▸ Given material
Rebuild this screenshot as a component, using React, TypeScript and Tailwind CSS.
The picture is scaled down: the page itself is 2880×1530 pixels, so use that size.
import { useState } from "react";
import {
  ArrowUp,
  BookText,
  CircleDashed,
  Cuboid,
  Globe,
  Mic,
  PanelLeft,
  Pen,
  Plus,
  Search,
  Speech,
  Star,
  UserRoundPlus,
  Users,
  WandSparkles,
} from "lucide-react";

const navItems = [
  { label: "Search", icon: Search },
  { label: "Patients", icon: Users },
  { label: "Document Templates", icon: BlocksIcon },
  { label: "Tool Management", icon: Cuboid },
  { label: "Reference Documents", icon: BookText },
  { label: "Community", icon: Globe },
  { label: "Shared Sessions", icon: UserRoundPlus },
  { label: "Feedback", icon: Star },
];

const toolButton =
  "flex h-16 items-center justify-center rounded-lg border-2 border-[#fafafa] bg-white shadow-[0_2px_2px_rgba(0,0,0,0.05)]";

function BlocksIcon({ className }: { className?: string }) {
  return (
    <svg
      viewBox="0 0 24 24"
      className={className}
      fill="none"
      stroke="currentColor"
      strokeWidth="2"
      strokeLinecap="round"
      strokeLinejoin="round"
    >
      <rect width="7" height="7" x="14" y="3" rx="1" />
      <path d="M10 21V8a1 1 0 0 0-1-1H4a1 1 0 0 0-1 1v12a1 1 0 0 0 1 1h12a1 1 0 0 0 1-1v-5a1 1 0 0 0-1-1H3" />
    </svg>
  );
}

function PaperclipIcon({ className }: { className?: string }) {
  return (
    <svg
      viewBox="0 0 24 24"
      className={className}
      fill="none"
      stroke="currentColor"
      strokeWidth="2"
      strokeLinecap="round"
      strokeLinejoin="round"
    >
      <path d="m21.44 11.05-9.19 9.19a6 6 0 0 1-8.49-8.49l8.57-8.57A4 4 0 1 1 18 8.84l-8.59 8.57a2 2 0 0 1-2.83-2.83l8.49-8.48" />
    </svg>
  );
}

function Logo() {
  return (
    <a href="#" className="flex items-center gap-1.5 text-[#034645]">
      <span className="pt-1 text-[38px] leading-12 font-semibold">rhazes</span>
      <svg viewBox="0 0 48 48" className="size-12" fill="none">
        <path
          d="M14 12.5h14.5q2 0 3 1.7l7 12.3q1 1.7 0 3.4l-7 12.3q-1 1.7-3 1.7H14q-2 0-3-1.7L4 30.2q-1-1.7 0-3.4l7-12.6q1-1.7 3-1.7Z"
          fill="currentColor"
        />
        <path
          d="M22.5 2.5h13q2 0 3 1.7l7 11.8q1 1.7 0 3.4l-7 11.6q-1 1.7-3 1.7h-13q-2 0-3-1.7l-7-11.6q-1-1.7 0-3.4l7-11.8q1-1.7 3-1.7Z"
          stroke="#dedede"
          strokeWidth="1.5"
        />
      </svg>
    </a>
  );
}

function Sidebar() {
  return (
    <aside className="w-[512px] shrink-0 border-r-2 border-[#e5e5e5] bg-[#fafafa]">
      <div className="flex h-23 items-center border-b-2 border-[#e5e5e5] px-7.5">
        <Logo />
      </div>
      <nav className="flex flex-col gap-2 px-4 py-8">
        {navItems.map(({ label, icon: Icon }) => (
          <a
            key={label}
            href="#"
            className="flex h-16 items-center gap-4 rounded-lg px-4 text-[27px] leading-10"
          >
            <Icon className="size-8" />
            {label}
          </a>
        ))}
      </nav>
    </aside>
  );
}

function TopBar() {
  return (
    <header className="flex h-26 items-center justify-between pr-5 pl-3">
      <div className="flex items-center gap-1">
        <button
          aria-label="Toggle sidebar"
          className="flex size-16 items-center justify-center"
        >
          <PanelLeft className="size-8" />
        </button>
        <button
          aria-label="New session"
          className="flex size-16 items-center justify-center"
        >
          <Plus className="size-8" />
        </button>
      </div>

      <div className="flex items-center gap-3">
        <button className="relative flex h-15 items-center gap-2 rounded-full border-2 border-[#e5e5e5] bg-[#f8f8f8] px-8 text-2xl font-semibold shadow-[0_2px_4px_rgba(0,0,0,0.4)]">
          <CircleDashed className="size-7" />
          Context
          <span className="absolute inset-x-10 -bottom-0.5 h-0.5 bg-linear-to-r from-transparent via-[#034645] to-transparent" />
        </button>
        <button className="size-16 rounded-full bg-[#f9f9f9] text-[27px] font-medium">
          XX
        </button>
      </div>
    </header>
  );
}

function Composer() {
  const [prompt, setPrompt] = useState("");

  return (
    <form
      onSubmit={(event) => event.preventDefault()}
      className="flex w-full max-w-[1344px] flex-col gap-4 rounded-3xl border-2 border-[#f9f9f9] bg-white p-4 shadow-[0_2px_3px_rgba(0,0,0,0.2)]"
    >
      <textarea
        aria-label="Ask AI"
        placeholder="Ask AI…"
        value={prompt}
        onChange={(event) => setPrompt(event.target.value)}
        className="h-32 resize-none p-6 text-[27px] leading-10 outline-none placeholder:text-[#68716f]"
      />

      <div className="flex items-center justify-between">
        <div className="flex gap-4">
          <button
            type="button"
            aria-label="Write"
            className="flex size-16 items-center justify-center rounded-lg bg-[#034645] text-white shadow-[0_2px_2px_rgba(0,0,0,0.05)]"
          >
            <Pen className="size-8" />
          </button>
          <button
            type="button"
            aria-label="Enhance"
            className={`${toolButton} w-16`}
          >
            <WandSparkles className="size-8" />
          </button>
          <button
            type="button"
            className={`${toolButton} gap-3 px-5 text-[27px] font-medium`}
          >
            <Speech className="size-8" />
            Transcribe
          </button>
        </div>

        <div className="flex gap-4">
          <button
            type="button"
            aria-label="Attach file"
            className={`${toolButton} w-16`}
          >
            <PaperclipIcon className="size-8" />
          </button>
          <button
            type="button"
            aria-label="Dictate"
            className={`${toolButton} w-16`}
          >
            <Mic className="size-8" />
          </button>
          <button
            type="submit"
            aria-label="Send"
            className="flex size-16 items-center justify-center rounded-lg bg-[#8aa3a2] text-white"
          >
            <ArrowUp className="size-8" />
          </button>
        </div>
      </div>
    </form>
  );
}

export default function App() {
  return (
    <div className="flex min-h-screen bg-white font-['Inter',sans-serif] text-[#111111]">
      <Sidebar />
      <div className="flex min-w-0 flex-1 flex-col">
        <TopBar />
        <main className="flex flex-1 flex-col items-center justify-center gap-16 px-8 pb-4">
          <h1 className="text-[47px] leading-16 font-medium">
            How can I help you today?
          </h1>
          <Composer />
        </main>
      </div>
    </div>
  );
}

▸ Stated problem
Write out all the lines again, exactly as they are.

▸ Right answer
Rebuild this screenshot as a component, using React, TypeScript and Tailwind CSS.
The picture is scaled down: the page itself is 2880×1530 pixels, so use that size.
import { useState } from "react";
import {
  ArrowUp,
  BookText,
  CircleDashed,
  Cuboid,
  Globe,
  Mic,
  PanelLeft,
  Pen,
  Plus,
  Search,
  Speech,
  Star,
  UserRoundPlus,
  Users,
  WandSparkles,
} from "lucide-react";

const navItems = [
  { label: "Search", icon: Search },
  { label: "Patients", icon: Users },
  { label: "Document Templates", icon: BlocksIcon },
  { label: "Tool Management", icon: Cuboid },
  { label: "Reference Documents", icon: BookText },
  { label: "Community", icon: Globe },
  { label: "Shared Sessions", icon: UserRoundPlus },
  { label: "Feedback", icon: Star },
];

const toolButton =
  "flex h-16 items-center justify-center rounded-lg border-2 border-[#fafafa] bg-white shadow-[0_2px_2px_rgba(0,0,0,0.05)]";

function BlocksIcon({ className }: { className?: string }) {
  return (
    <svg
      viewBox="0 0 24 24"
      className={className}
      fill="none"
      stroke="currentColor"
      strokeWidth="2"
      strokeLinecap="round"
      strokeLinejoin="round"
    >
      <rect width="7" height="7" x="14" y="3" rx="1" />
      <path d="M10 21V8a1 1 0 0 0-1-1H4a1 1 0 0 0-1 1v12a1 1 0 0 0 1 1h12a1 1 0 0 0 1-1v-5a1 1 0 0 0-1-1H3" />
    </svg>
  );
}

function PaperclipIcon({ className }: { className?: string }) {
  return (
    <svg
      viewBox="0 0 24 24"
      className={className}
      fill="none"
      stroke="currentColor"
      strokeWidth="2"
      strokeLinecap="round"
      strokeLinejoin="round"
    >
      <path d="m21.44 11.05-9.19 9.19a6 6 0 0 1-8.49-8.49l8.57-8.57A4 4 0 1 1 18 8.84l-8.59 8.57a2 2 0 0 1-2.83-2.83l8.49-8.48" />
    </svg>
  );
}

function Logo() {
  return (
    <a href="#" className="flex items-center gap-1.5 text-[#034645]">
      <span className="pt-1 text-[38px] leading-12 font-semibold">rhazes</span>
      <svg viewBox="0 0 48 48" className="size-12" fill="none">
        <path
          d="M14 12.5h14.5q2 0 3 1.7l7 12.3q1 1.7 0 3.4l-7 12.3q-1 1.7-3 1.7H14q-2 0-3-1.7L4 30.2q-1-1.7 0-3.4l7-12.6q1-1.7 3-1.7Z"
          fill="currentColor"
        />
        <path
          d="M22.5 2.5h13q2 0 3 1.7l7 11.8q1 1.7 0 3.4l-7 11.6q-1 1.7-3 1.7h-13q-2 0-3-1.7l-7-11.6q-1-1.7 0-3.4l7-11.8q1-1.7 3-1.7Z"
          stroke="#dedede"
          strokeWidth="1.5"
        />
      </svg>
    </a>
  );
}

function Sidebar() {
  return (
    <aside className="w-[512px] shrink-0 border-r-2 border-[#e5e5e5] bg-[#fafafa]">
      <div className="flex h-23 items-center border-b-2 border-[#e5e5e5] px-7.5">
        <Logo />
      </div>
      <nav className="flex flex-col gap-2 px-4 py-8">
        {navItems.map(({ label, icon: Icon }) => (
          <a
            key={label}
            href="#"
            className="flex h-16 items-center gap-4 rounded-lg px-4 text-[27px] leading-10"
          >
            <Icon className="size-8" />
            {label}
          </a>
        ))}
      </nav>
    </aside>
  );
}

function TopBar() {
  return (
    <header className="flex h-26 items-center justify-between pr-5 pl-3">
      <div className="flex items-center gap-1">
        <button
          aria-label="Toggle sidebar"
          className="flex size-16 items-center justify-center"
        >
          <PanelLeft className="size-8" />
        </button>
        <button
          aria-label="New session"
          className="flex size-16 items-center justify-center"
        >
          <Plus className="size-8" />
        </button>
      </div>

      <div className="flex items-center gap-3">
        <button className="relative flex h-15 items-center gap-2 rounded-full border-2 border-[#e5e5e5] bg-[#f8f8f8] px-8 text-2xl font-semibold shadow-[0_2px_4px_rgba(0,0,0,0.4)]">
          <CircleDashed className="size-7" />
          Context
          <span className="absolute inset-x-10 -bottom-0.5 h-0.5 bg-linear-to-r from-transparent via-[#034645] to-transparent" />
        </button>
        <button className="size-16 rounded-full bg-[#f9f9f9] text-[27px] font-medium">
          XX
        </button>
      </div>
    </header>
  );
}

function Composer() {
  const [prompt, setPrompt] = useState("");

  return (
    <form
      onSubmit={(event) => event.preventDefault()}
      className="flex w-full max-w-[1344px] flex-col gap-4 rounded-3xl border-2 border-[#f9f9f9] bg-white p-4 shadow-[0_2px_3px_rgba(0,0,0,0.2)]"
    >
      <textarea
        aria-label="Ask AI"
        placeholder="Ask AI…"
        value={prompt}
        onChange={(event) => setPrompt(event.target.value)}
        className="h-32 resize-none p-6 text-[27px] leading-10 outline-none placeholder:text-[#68716f]"
      />

      <div className="flex items-center justify-between">
        <div className="flex gap-4">
          <button
            type="button"
            aria-label="Write"
            className="flex size-16 items-center justify-center rounded-lg bg-[#034645] text-white shadow-[0_2px_2px_rgba(0,0,0,0.05)]"
          >
            <Pen className="size-8" />
          </button>
          <button
            type="button"
            aria-label="Enhance"
            className={`${toolButton} w-16`}
          >
            <WandSparkles className="size-8" />
          </button>
          <button
            type="button"
            className={`${toolButton} gap-3 px-5 text-[27px] font-medium`}
          >
            <Speech className="size-8" />
            Transcribe
          </button>
        </div>

        <div className="flex gap-4">
          <button
            type="button"
            aria-label="Attach file"
            className={`${toolButton} w-16`}
          >
            <PaperclipIcon className="size-8" />
          </button>
          <button
            type="button"
            aria-label="Dictate"
            className={`${toolButton} w-16`}
          >
            <Mic className="size-8" />
          </button>
          <button
            type="submit"
            aria-label="Send"
            className="flex size-16 items-center justify-center rounded-lg bg-[#8aa3a2] text-white"
          >
            <ArrowUp className="size-8" />
          </button>
        </div>
      </div>
    </form>
  );
}

export default function App() {
  return (
    <div className="flex min-h-screen bg-white font-['Inter',sans-serif] text-[#111111]">
      <Sidebar />
      <div className="flex min-w-0 flex-1 flex-col">
        <TopBar />
        <main className="flex flex-1 flex-col items-center justify-center gap-16 px-8 pb-4">
          <h1 className="text-[47px] leading-16 font-medium">
            How can I help you today?
          </h1>
          <Composer />
        </main>
      </div>
    </div>
  );
}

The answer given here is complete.